Dari Abu Hurairah Ra, dari Rasulullah SAW beliau bersabda,
“Seandainya aku boleh menyuruh orang untuk bersujud kepada seseorang, niscaya aku menyuruh seorang istri bersujud kepada suaminya.” (HR. Turmudzi)
Dari Ummu Salamah Ra Berkata, Rasulullah SAW bersabda :
“Setiap istri yang meninggal dunia sedangkan suaminya meridhoinya, niscaya ia masuk surga.” (HR. Turmudzi)
Pernikahan dalam rangka membentuk rumah tangga yang islami merupakan basis penting dalam perjalanan pembangunan ummat. Rumah tanga merupakan organisasi terkecil yang bisa menjadi gambaran mikrokondisi sebuah masyarakat. Ia juga merupakan pijakan kedua setelah pembinaan individu muslim, dan wadah praktis untuk pengamalan-pengalaman syariat islam secara berkelompok dan terorganisasi.

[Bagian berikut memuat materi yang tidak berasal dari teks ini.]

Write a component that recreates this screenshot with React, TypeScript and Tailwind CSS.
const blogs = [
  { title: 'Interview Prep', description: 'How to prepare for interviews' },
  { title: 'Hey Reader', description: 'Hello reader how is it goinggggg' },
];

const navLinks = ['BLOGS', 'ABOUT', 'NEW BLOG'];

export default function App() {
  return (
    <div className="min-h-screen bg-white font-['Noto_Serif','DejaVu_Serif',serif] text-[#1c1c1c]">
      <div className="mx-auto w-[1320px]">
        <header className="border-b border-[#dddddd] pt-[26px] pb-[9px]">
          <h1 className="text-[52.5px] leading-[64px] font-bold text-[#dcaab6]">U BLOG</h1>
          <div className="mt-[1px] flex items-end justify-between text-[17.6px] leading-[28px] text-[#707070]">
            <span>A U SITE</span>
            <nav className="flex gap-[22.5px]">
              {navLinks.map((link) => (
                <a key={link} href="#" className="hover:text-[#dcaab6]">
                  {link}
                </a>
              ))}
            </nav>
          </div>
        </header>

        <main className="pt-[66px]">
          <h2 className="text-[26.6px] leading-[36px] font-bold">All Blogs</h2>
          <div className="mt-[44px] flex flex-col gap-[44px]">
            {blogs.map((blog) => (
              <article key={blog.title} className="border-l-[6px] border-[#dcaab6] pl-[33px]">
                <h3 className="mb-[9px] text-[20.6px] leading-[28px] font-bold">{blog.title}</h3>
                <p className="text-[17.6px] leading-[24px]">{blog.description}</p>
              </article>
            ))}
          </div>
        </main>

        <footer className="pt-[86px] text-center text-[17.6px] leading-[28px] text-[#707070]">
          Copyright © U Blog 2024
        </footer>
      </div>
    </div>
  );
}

Fungsi-fungsi dalam rumah tangga yang teratur dan terstruktur rapi disertai semangat amanah dan tanggungjawab masing-masing anggotanya akan menciptakan kondisi yang tentram dan diridhoi Allah SWT. Jika suami sebagai qawwam (pemimpin) dan istri sebagai ribatul bait (pengatur) rumah tangga menyadari amanat tersebut akan dipertanggungjawabkan di akhirat, maka kecermelangan rumah tangga yang SAMARA (sakinah, mawaddah, rahmah) menjadi niscaya adanya.
“Dan diantara tanda-tanda kekuasaan Nya ialah Dia menciptakan untukmu istri-istri dari jenismu sendiri, supaya kamu cenderung dan merasa tentram kepadanya, dan dijadikan Nya diantaramu rasa kasih dan sayang. Sesungguhnya pada yang demikian itu benar-benar terdapat tanda-tanda bagi kaum yang berpikir.” (QS. Ar Ruum Ayat 21)

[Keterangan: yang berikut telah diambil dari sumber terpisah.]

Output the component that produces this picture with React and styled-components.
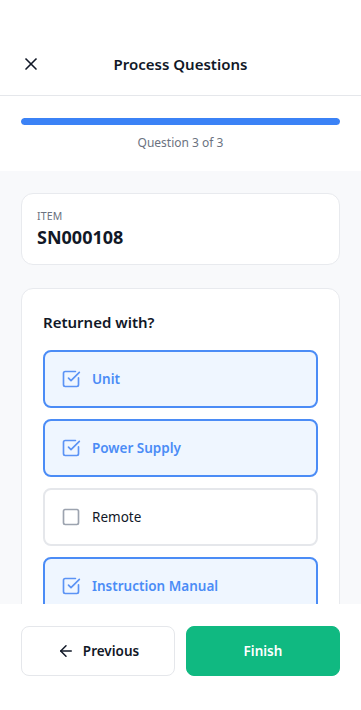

Mawaddah dalam ayat diatas lebih berkonotasi ke fisik, tidak hanya masalah kecantikan istri, ketampanan suami, kemolekan tubuh, tapi juga menyangkut tingkat sosial, ekonomi, pendidikan dan peradaban. Karena Islam juga memandang faktor ke-sekufu-an (selevel) merupakan salah satu faktor kebahagiaan rumah tangga.
Semakin jauh perbedaan latar belakang kesekufuan ini akan sering terjadi culture schok yang dapat menimbulkan perselisihan/percekcokan. Tapi bukan berarti islam melarang pernikahan antar si kaya dengan si miskin. Dalam sejarah sahabat, hal ini terjadi pada kasus pernikahan sahabiyah Zainab dengan Zaid yang Allah abadikan didalam surat Al Ahzab Ayat 37.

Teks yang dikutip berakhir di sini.